WRITTEN TASK »
Only the lines from the start of the data through the line containing "import React from 'react';" should be written out, exactly as they are, with both ends included and the pictures left out.

================================

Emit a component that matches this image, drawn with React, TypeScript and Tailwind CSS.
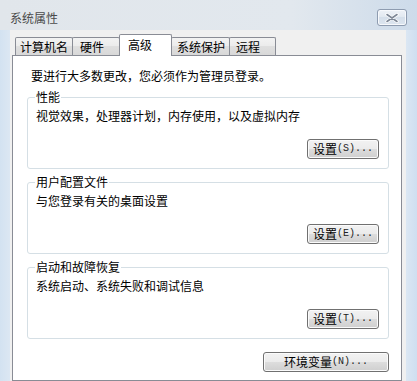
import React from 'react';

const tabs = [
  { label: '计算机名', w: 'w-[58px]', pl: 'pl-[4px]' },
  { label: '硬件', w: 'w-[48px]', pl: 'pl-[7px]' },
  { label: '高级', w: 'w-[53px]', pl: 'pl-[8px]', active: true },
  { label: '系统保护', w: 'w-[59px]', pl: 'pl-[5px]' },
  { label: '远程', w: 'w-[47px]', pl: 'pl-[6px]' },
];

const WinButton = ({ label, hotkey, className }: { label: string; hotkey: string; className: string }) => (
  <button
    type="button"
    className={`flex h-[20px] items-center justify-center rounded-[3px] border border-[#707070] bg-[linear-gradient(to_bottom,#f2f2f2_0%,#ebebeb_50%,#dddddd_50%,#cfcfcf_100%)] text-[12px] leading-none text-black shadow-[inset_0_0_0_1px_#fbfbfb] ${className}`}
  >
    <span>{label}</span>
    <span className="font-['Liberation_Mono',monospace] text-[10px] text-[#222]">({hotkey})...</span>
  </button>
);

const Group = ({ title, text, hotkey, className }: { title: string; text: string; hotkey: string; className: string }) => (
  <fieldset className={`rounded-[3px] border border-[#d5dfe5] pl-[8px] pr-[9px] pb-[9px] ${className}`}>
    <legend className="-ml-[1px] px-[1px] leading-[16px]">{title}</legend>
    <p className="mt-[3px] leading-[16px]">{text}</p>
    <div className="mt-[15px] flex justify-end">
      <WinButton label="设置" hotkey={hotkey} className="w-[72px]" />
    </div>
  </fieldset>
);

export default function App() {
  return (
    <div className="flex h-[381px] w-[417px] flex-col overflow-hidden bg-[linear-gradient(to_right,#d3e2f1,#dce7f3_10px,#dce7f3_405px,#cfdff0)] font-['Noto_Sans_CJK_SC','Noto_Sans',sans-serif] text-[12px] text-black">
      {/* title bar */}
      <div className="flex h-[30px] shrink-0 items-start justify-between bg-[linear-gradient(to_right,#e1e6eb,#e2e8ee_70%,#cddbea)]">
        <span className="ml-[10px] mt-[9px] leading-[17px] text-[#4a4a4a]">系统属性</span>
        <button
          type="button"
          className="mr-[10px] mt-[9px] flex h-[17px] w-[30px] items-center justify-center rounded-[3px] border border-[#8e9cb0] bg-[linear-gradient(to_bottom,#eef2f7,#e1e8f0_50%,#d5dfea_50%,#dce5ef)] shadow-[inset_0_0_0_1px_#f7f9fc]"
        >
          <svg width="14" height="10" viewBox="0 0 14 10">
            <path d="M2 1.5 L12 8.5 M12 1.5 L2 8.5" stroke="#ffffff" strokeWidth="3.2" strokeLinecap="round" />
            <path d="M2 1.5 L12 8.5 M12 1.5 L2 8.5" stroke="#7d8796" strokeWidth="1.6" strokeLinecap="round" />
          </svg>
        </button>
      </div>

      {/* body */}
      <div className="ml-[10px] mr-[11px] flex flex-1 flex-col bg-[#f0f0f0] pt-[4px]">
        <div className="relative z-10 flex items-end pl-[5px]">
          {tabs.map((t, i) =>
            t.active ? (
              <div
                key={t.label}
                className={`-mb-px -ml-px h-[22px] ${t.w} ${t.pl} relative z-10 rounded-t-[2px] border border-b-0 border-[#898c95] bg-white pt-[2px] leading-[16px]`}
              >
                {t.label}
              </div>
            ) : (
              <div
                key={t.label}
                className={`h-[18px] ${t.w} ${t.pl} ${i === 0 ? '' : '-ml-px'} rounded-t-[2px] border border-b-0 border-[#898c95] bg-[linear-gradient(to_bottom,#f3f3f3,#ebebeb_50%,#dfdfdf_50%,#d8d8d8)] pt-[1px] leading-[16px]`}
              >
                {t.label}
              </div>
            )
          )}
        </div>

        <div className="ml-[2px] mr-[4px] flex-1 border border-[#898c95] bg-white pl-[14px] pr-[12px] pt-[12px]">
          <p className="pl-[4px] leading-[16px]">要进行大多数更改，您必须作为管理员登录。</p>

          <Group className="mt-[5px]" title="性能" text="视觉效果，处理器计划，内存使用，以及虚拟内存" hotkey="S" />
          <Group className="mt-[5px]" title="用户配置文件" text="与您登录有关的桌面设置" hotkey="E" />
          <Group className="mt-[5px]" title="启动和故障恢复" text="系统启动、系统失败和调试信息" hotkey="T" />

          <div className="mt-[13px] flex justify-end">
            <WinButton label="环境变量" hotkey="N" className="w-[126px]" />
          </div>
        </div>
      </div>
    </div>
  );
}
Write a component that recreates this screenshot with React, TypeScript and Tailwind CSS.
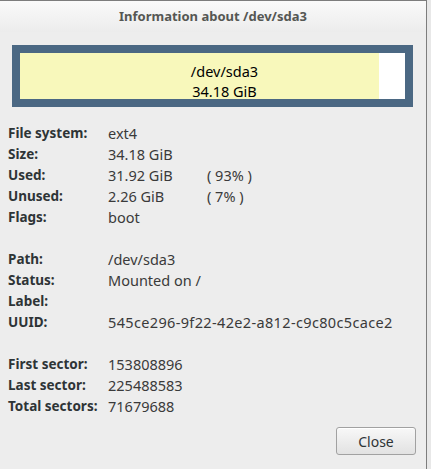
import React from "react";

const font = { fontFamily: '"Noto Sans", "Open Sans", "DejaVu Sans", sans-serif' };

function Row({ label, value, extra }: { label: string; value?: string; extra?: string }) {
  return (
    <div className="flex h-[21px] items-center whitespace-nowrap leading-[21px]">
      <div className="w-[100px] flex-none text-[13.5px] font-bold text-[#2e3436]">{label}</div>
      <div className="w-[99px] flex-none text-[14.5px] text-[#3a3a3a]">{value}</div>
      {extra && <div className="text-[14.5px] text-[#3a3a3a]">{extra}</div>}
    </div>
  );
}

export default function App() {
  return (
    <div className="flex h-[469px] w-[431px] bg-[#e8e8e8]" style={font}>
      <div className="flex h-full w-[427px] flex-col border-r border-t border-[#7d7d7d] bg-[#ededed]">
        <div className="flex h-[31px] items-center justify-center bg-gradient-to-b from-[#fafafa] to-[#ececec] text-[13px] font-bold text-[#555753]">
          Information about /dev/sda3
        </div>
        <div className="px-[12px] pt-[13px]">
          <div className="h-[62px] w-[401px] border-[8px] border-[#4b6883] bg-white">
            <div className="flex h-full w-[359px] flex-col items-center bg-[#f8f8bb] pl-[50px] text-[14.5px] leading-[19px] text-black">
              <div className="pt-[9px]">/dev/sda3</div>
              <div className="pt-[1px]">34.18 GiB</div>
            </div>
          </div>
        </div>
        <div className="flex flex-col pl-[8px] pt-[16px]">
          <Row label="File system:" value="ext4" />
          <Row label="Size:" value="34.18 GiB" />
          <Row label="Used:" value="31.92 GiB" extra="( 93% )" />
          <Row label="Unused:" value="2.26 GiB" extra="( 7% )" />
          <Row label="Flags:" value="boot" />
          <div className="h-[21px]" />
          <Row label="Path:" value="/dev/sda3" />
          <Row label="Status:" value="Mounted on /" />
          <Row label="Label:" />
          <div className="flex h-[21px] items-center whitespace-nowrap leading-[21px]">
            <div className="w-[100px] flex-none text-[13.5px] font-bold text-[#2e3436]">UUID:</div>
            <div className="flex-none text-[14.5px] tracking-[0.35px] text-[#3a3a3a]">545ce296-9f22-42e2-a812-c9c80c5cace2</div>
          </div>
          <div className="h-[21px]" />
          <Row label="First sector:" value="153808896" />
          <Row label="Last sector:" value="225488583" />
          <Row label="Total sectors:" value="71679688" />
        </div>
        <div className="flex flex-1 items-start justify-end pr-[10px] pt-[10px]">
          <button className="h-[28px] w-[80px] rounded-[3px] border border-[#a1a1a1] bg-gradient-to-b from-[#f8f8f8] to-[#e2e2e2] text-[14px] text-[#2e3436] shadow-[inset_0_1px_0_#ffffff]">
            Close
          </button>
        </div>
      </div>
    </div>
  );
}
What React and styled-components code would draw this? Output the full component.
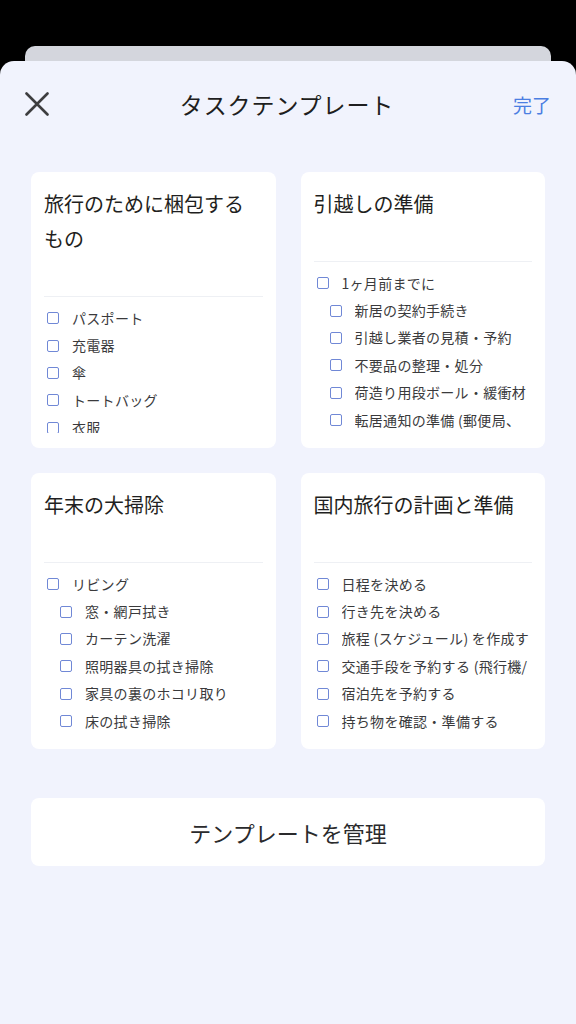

================================

RESULT FOR THIS EXERCISE »
Emit a component that matches this image, drawn with React, TypeScript and Tailwind CSS.
import React from 'react';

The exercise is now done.